My prayer for you today is simple and straightforward. We all suffer from disbelief, and it exposes itself in often very simple thoughts or behaviors that we have a hard time explaining away. As we prepare to bring home our little ones, we need to start looking at the fruit our life choices produce and start pruning away the vines and roots of any bad fruit we are exhibiting. Will we reach perfection in this life, no, but how much lighter will we walk through life if we remove even a few constricting vines that have choked us in the past? You are a daughter or son of God, the highest king and creator of the universe. You were not meant to walk in slavery to anything. You were designed for freedom.
Verses to Consider:
He cuts off every branch of mine that doesn’t produce fruit, and he prunes the branches that do bear fruit so they will produce even more. –JOHN 15:2
But the Holy Spirit produces this kind of fruit in our lives: love, joy, peace, patience, kindness, goodness, faithfulness, gentleness, and self-control.

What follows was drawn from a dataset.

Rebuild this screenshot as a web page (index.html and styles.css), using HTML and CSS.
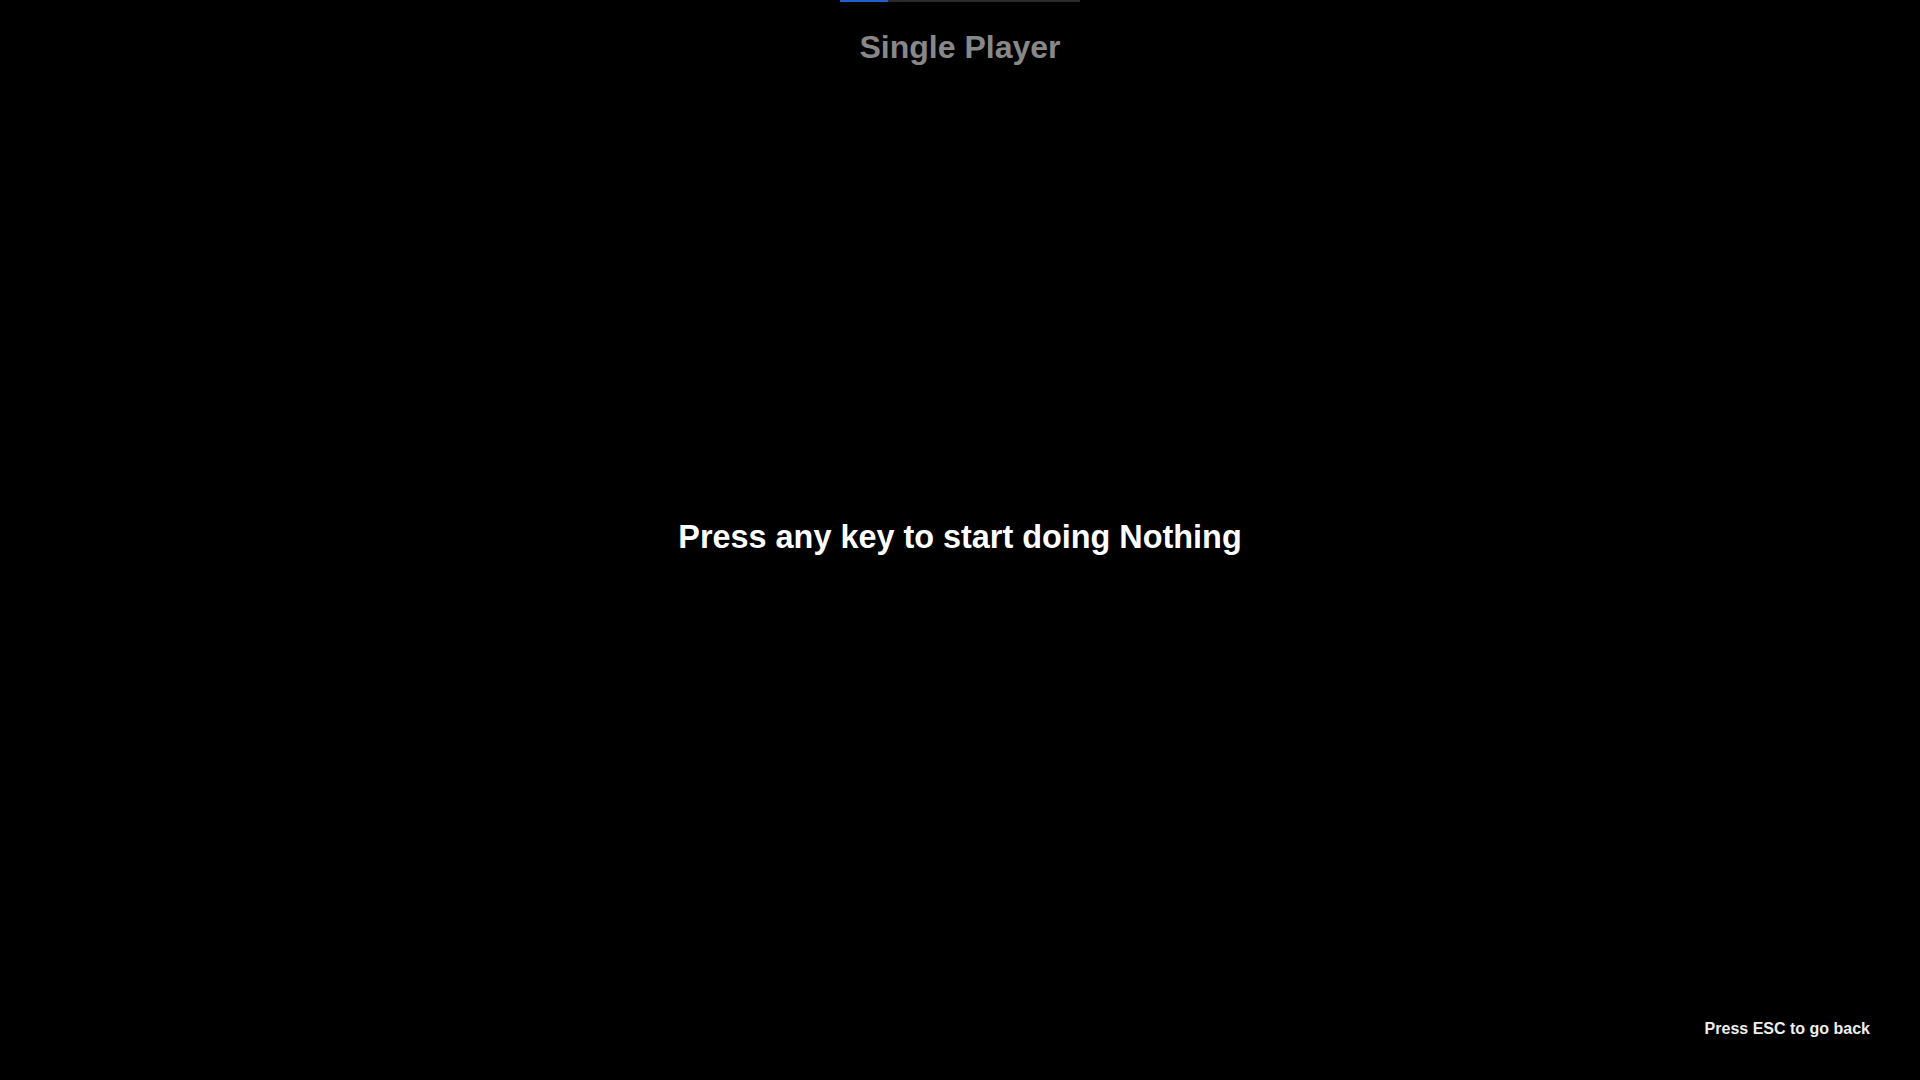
FILE: index.html
```html
<!DOCTYPE html>
<html lang="en">
<head>
<meta charset="utf-8">
<title>Single Player</title>
<link rel="stylesheet" href="styles.css">
</head>
<body>
<div class="screen">
  <header class="top">
    <div class="progress"><div class="progress-fill" style="width:20%"></div></div>
    <h1 class="title">Single Player</h1>
  </header>
  <main class="center">
    <p class="prompt">Press any key to start doing Nothing</p>
  </main>
  <div class="hint">Press ESC to go back</div>
</div>
</body>
</html>
```
FILE: styles.css
```css
html, body {
  margin: 0;
  padding: 0;
  background: #000;
  height: 100%;
}
body {
  font-family: "Liberation Sans", Arial, sans-serif;
  color: #fff;
  overflow: hidden;
}
.screen {
  position: relative;
  width: 100%;
  height: 100vh;
  display: flex;
  flex-direction: column;
  align-items: center;
}
.top {
  display: flex;
  flex-direction: column;
  align-items: center;
}
.progress {
  width: 240px;
  height: 2px;
  background: #2a2a2a;
}
.progress-fill {
  height: 100%;
  background: #1f5fd0;
}
.title {
  margin: 27px 0 0;
  font-size: 32px;
  line-height: 36px;
  font-weight: bold;
  color: #888;
}
.center {
  flex: 1;
  display: flex;
  align-items: center;
  justify-content: center;
  margin-top: -70px;
}
.prompt {
  margin: 0;
  font-size: 32.4px;
  font-weight: bold;
  color: #fff;
}
.hint {
  position: absolute;
  right: 50px;
  bottom: 42px;
  font-size: 16px;
  font-weight: bold;
  color: #eee;
}
```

There is no law against these things! –GALATIANS 5:22-23
Know well the condition of your flocks, And pay attention to your herds. –PROVERBS 27:23
Two people are better off than one, for they can help each other succeed. If one person falls, the other can reach out and help. But someone who falls alone is in real trouble. Likewise, two people lying close together can keep each other warm. But how can one be warm alone? A person standing alone can be attacked and defeated, but two can stand back-to-back and conquer. Three are even better, for a triple-braided cord is not easily broken. –ECCLESIASTES 4:9-12
God sent his Son, born of a woman, subject to the law. God sent him to buy freedom for us who were slaves to the law, so that he could adopt us as his very own children. And because we are his children, God has sent the Spirit of his Son into our hearts, prompting us to call out, “Abba, Father.” Now you are no longer a slave but God’s own child. And since you are his child, God has made you his heir. –GALATIANS 4:4-7
A Prayer for Your Day:
Lord, I thank you for designing us to be a people in community with others. This life is so hard and confusing at times, and if my decisions were based only on my knowledge and on nothing else, I would have reached disaster years ago. But you knew from the beginning it was not good for me to be alone (Gen. 2:18) so you designed helpers for me to learn from, grow with, and serve alongside of in order to produce good fruit for your kingdom and at times prune away the bad fruit. While I so often enjoy producing good fruit, I forget or overlook the influence of the bad fruit in my life. God I pray that the people you have surrounded me with will help me identify the bad fruit—my disbelief—and help me cut it away. I also pray that I would be willing to get down in the muck of other people’s lives so that I can help them identify even the beginning roots of a briar that will eventually grow to choke them back into slavery. God you did not design me to be a slave (Gal. 4:7). I am your [son/daughter]. And as a new [mother/father] myself, you are teaching me the great mysteries of the unconditional love you have for me. Help my coming experience of parenthood to give my belief in your love deep, deep roots into my heart that I would never doubt the kind of love and future you have for me again.